• _STATED TASK_
All the data must come back unchanged, except that pictures are left out.

# # # # # # #

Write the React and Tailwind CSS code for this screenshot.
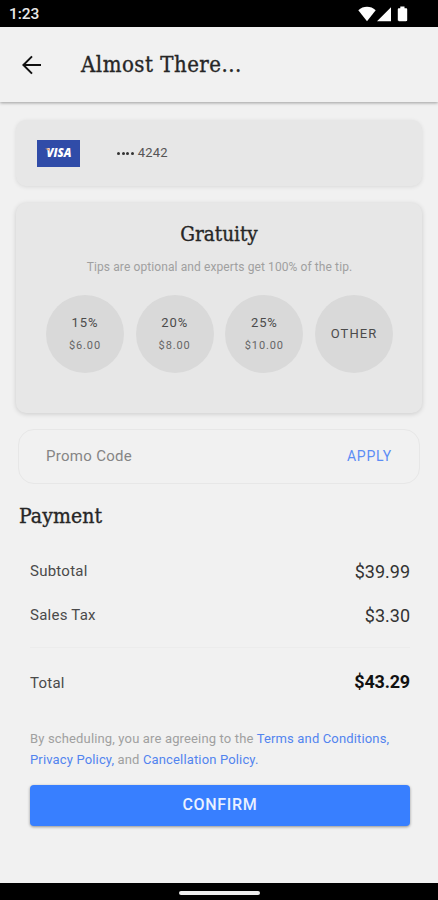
const SLAB =
  "font-['Roboto_Slab','DejaVu_Serif_Condensed','DejaVu_Serif',serif] [font-stretch:condensed] [-webkit-text-stroke:0.35px_#262626] whitespace-nowrap";

const tips = [
  { label: '15%', amount: '$6.00' },
  { label: '20%', amount: '$8.00' },
  { label: '25%', amount: '$10.00' },
];

function StatusBar() {
  return (
    <div className="flex h-[27px] shrink-0 items-center justify-between bg-black pr-[29px] pl-[9px] text-white">
      <span className="pt-[2px] text-[15.5px] leading-none font-medium tracking-[-0.1px] text-[#e8e8e8]">1:23</span>
      <svg width="51" height="16" viewBox="0 0 51 16" fill="#fff">
        <path d="M0.3 4.2C5.2-0.3 12.8-0.3 17.7 4.2L9 15.2Z" />
        <path d="M33 1.3V15.3H19Z" />
        <path d="M42.3 2.2V0.6H46.5V2.2H48C48.8 2.2 49.2 2.7 49.2 3.4V14.1C49.2 14.9 48.8 15.3 48 15.3H41C40.2 15.3 39.8 14.9 39.8 14.1V3.4C39.8 2.7 40.2 2.2 41 2.2Z" />
      </svg>
    </div>
  );
}

function Header() {
  return (
    <header className="flex h-[75px] shrink-0 items-center bg-[#f1f1f1] pl-[22px] shadow-[0_1px_3px_rgba(0,0,0,0.35)]">
      <svg width="20" height="20" viewBox="0 0 20 20" fill="none" stroke="#111" strokeWidth="2">
        <path d="M19 10H1.6M10 1.4L1.4 10L10 18.6" />
      </svg>
      <h1 className={`${SLAB} ml-[39px] text-[22px] leading-7 tracking-[0.5px] text-[#262626]`}>Almost There...</h1>
    </header>
  );
}

function Row({ label, value, bold }) {
  return (
    <div className="flex h-[46px] items-center justify-between">
      <span className="-mt-[2px] text-[15px] tracking-[0.25px] text-[#4a4a4a]">{label}</span>
      <span className={bold ? '-mt-[4px] text-lg font-bold tracking-[-0.2px] text-[#111]' : 'text-lg text-[#333]'}>{value}</span>
    </div>
  );
}

export default function App() {
  return (
    <div className="flex h-[900px] w-[438px] flex-col overflow-hidden bg-[#f1f1f1] font-['Roboto',sans-serif]">
      <StatusBar />
      <Header />
      <main className="flex flex-1 flex-col">
        <section className="mx-4 mt-[18px] flex h-[66px] items-center rounded-[10px] bg-[#e7e7e7] pl-[21px] shadow-[0_1px_4px_rgba(0,0,0,0.1)]">
          <div className="flex h-[27px] w-[43px] items-center justify-center bg-[#304ca8]">
            <svg width="30" height="20" viewBox="0 0 30 20" className="overflow-visible">
              <text x="2.5" y="14" textLength="25" lengthAdjust="spacingAndGlyphs" fill="#fff" fontFamily="Open Sans, sans-serif" fontSize="11.5" fontWeight="800" fontStyle="italic">VISA</text>
              <path d="M1.6 5.6H4.8L5.9 8.8C4.9 7.4 3.4 6.3 1.6 5.9Z" fill="#e5a269" />
            </svg>
          </div>
          <div className="ml-[37px] flex items-center gap-1">
            <span className="flex gap-[1.6px]">
              {[0, 1, 2, 3].map((i) => (
                <i key={i} className="size-[3px] rounded-full bg-[#333]" />
              ))}
            </span>
            <span className="text-[13px] tracking-[0.2px] text-[#555]">4242</span>
          </div>
        </section>

        <section className="mx-4 mt-[17px] flex h-[210px] flex-col items-center rounded-[10px] bg-[#e7e7e7] shadow-[0_1px_5px_rgba(0,0,0,0.16)]">
          <h2 className={`${SLAB} mt-[17px] text-[20.5px] leading-7 text-[#262626]`}>Gratuity</h2>
          <p className="mt-[9px] ml-px text-xs leading-5 tracking-[0.1px] whitespace-nowrap text-[#a0a0a0]">
            Tips are optional and experts get 100% of the tip.
          </p>
          <div className="mt-[18px] ml-[1px] flex gap-[11.7px]">
            {tips.map((tip) => (
              <button key={tip.label} className="flex size-[78px] flex-col items-center rounded-full bg-[#d9d9d9] pt-[18px]">
                <span className="text-[13px] leading-5 tracking-[0.9px] text-[#4b4b4b]">{tip.label}</span>
                <span className="mt-[4px] text-[11px] leading-[18px] tracking-[0.9px] text-[#666]">{tip.amount}</span>
              </button>
            ))}
            <button className="size-[78px] rounded-full bg-[#d9d9d9] text-[13px] tracking-[1.1px] text-[#4b4b4b]">OTHER</button>
          </div>
        </section>

        <section className="mr-[18px] ml-[18px] mt-[16px] flex h-[55px] items-center justify-between rounded-2xl border border-[#e7e7e7] pr-[27px] pl-[27px]">
          <span className="text-[15px] tracking-[0.3px] text-[#858585]">Promo Code</span>
          <button className="-mt-[2px] text-sm tracking-[0.8px] text-[#5c8df5]">APPLY</button>
        </section>

        <h2 className={`${SLAB} mt-[18px] ml-[19px] text-[21px] leading-7 tracking-[0.1px] text-[#262626]`}>Payment</h2>

        <div className="mr-[28px] ml-[30px] mt-[19px]">
          <Row label="Subtotal" value="$39.99" />
          <div className="-mt-[2px]">
            <Row label="Sales Tax" value="$3.30" />
          </div>
          <div className="mt-2 mb-[13px] h-px bg-[#ececec]" />
          <Row label="Total" value="$43.29" bold />
        </div>

        <p className="mt-[21px] ml-[30px] text-[13px] leading-[21px] tracking-[0.15px] whitespace-nowrap text-[#a0a0a0]">
          By scheduling, you are agreeing to the <a className="text-[#5284ef]">Terms and Conditions,</a>
          <br />
          <a className="text-[#5284ef]">Privacy Policy,</a> and <a className="text-[#5284ef]">Cancellation Policy.</a>
        </p>

        <button className="mr-[28px] ml-[30px] mt-[15px] h-[41px] rounded bg-[#387fff] pb-[2px] text-base font-medium tracking-[0.7px] text-[#eaf1ff] shadow-[0_1px_3px_rgba(0,0,0,0.4)]">
          CONFIRM
        </button>
      </main>
      <footer className="flex h-[17px] shrink-0 items-center justify-center bg-black">
        <div className="mt-[2px] h-1 w-[81px] rounded-full bg-[#eee]" />
      </footer>
    </div>
  );
}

# # # # # # #

• _RESULT FOR THIS EXERCISE_
Write the React and Tailwind CSS code for this screenshot.
const SLAB =
  "font-['Roboto_Slab','DejaVu_Serif_Condensed','DejaVu_Serif',serif] [font-stretch:condensed] [-webkit-text-stroke:0.35px_#262626] whitespace-nowrap";

const tips = [
  { label: '15%', amount: '$6.00' },
  { label: '20%', amount: '$8.00' },
  { label: '25%', amount: '$10.00' },
];

function StatusBar() {
  return (
    <div className="flex h-[27px] shrink-0 items-center justify-between bg-black pr-[29px] pl-[9px] text-white">
      <span className="pt-[2px] text-[15.5px] leading-none font-medium tracking-[-0.1px] text-[#e8e8e8]">1:23</span>
      <svg width="51" height="16" viewBox="0 0 51 16" fill="#fff">
        <path d="M0.3 4.2C5.2-0.3 12.8-0.3 17.7 4.2L9 15.2Z" />
        <path d="M33 1.3V15.3H19Z" />
        <path d="M42.3 2.2V0.6H46.5V2.2H48C48.8 2.2 49.2 2.7 49.2 3.4V14.1C49.2 14.9 48.8 15.3 48 15.3H41C40.2 15.3 39.8 14.9 39.8 14.1V3.4C39.8 2.7 40.2 2.2 41 2.2Z" />
      </svg>
    </div>
  );
}

function Header() {
  return (
    <header className="flex h-[75px] shrink-0 items-center bg-[#f1f1f1] pl-[22px] shadow-[0_1px_3px_rgba(0,0,0,0.35)]">
      <svg width="20" height="20" viewBox="0 0 20 20" fill="none" stroke="#111" strokeWidth="2">
        <path d="M19 10H1.6M10 1.4L1.4 10L10 18.6" />
      </svg>
      <h1 className={`${SLAB} ml-[39px] text-[22px] leading-7 tracking-[0.5px] text-[#262626]`}>Almost There...</h1>
    </header>
  );
}

function Row({ label, value, bold }) {
  return (
    <div className="flex h-[46px] items-center justify-between">
      <span className="-mt-[2px] text-[15px] tracking-[0.25px] text-[#4a4a4a]">{label}</span>
      <span className={bold ? '-mt-[4px] text-lg font-bold tracking-[-0.2px] text-[#111]' : 'text-lg text-[#333]'}>{value}</span>
    </div>
  );
}

export default function App() {
  return (
    <div className="flex h-[900px] w-[438px] flex-col overflow-hidden bg-[#f1f1f1] font-['Roboto',sans-serif]">
      <StatusBar />
      <Header />
      <main className="flex flex-1 flex-col">
        <section className="mx-4 mt-[18px] flex h-[66px] items-center rounded-[10px] bg-[#e7e7e7] pl-[21px] shadow-[0_1px_4px_rgba(0,0,0,0.1)]">
          <div className="flex h-[27px] w-[43px] items-center justify-center bg-[#304ca8]">
            <svg width="30" height="20" viewBox="0 0 30 20" className="overflow-visible">
              <text x="2.5" y="14" textLength="25" lengthAdjust="spacingAndGlyphs" fill="#fff" fontFamily="Open Sans, sans-serif" fontSize="11.5" fontWeight="800" fontStyle="italic">VISA</text>
              <path d="M1.6 5.6H4.8L5.9 8.8C4.9 7.4 3.4 6.3 1.6 5.9Z" fill="#e5a269" />
            </svg>
          </div>
          <div className="ml-[37px] flex items-center gap-1">
            <span className="flex gap-[1.6px]">
              {[0, 1, 2, 3].map((i) => (
                <i key={i} className="size-[3px] rounded-full bg-[#333]" />
              ))}
            </span>
            <span className="text-[13px] tracking-[0.2px] text-[#555]">4242</span>
          </div>
        </section>

        <section className="mx-4 mt-[17px] flex h-[210px] flex-col items-center rounded-[10px] bg-[#e7e7e7] shadow-[0_1px_5px_rgba(0,0,0,0.16)]">
          <h2 className={`${SLAB} mt-[17px] text-[20.5px] leading-7 text-[#262626]`}>Gratuity</h2>
          <p className="mt-[9px] ml-px text-xs leading-5 tracking-[0.1px] whitespace-nowrap text-[#a0a0a0]">
            Tips are optional and experts get 100% of the tip.
          </p>
          <div className="mt-[18px] ml-[1px] flex gap-[11.7px]">
            {tips.map((tip) => (
              <button key={tip.label} className="flex size-[78px] flex-col items-center rounded-full bg-[#d9d9d9] pt-[18px]">
                <span className="text-[13px] leading-5 tracking-[0.9px] text-[#4b4b4b]">{tip.label}</span>
                <span className="mt-[4px] text-[11px] leading-[18px] tracking-[0.9px] text-[#666]">{tip.amount}</span>
              </button>
            ))}
            <button className="size-[78px] rounded-full bg-[#d9d9d9] text-[13px] tracking-[1.1px] text-[#4b4b4b]">OTHER</button>
          </div>
        </section>

        <section className="mr-[18px] ml-[18px] mt-[16px] flex h-[55px] items-center justify-between rounded-2xl border border-[#e7e7e7] pr-[27px] pl-[27px]">
          <span className="text-[15px] tracking-[0.3px] text-[#858585]">Promo Code</span>
          <button className="-mt-[2px] text-sm tracking-[0.8px] text-[#5c8df5]">APPLY</button>
        </section>

        <h2 className={`${SLAB} mt-[18px] ml-[19px] text-[21px] leading-7 tracking-[0.1px] text-[#262626]`}>Payment</h2>

        <div className="mr-[28px] ml-[30px] mt-[19px]">
          <Row label="Subtotal" value="$39.99" />
          <div className="-mt-[2px]">
            <Row label="Sales Tax" value="$3.30" />
          </div>
          <div className="mt-2 mb-[13px] h-px bg-[#ececec]" />
          <Row label="Total" value="$43.29" bold />
        </div>

        <p className="mt-[21px] ml-[30px] text-[13px] leading-[21px] tracking-[0.15px] whitespace-nowrap text-[#a0a0a0]">
          By scheduling, you are agreeing to the <a className="text-[#5284ef]">Terms and Conditions,</a>
          <br />
          <a className="text-[#5284ef]">Privacy Policy,</a> and <a className="text-[#5284ef]">Cancellation Policy.</a>
        </p>

        <button className="mr-[28px] ml-[30px] mt-[15px] h-[41px] rounded bg-[#387fff] pb-[2px] text-base font-medium tracking-[0.7px] text-[#eaf1ff] shadow-[0_1px_3px_rgba(0,0,0,0.4)]">
          CONFIRM
        </button>
      </main>
      <footer className="flex h-[17px] shrink-0 items-center justify-center bg-black">
        <div className="mt-[2px] h-1 w-[81px] rounded-full bg-[#eee]" />
      </footer>
    </div>
  );
}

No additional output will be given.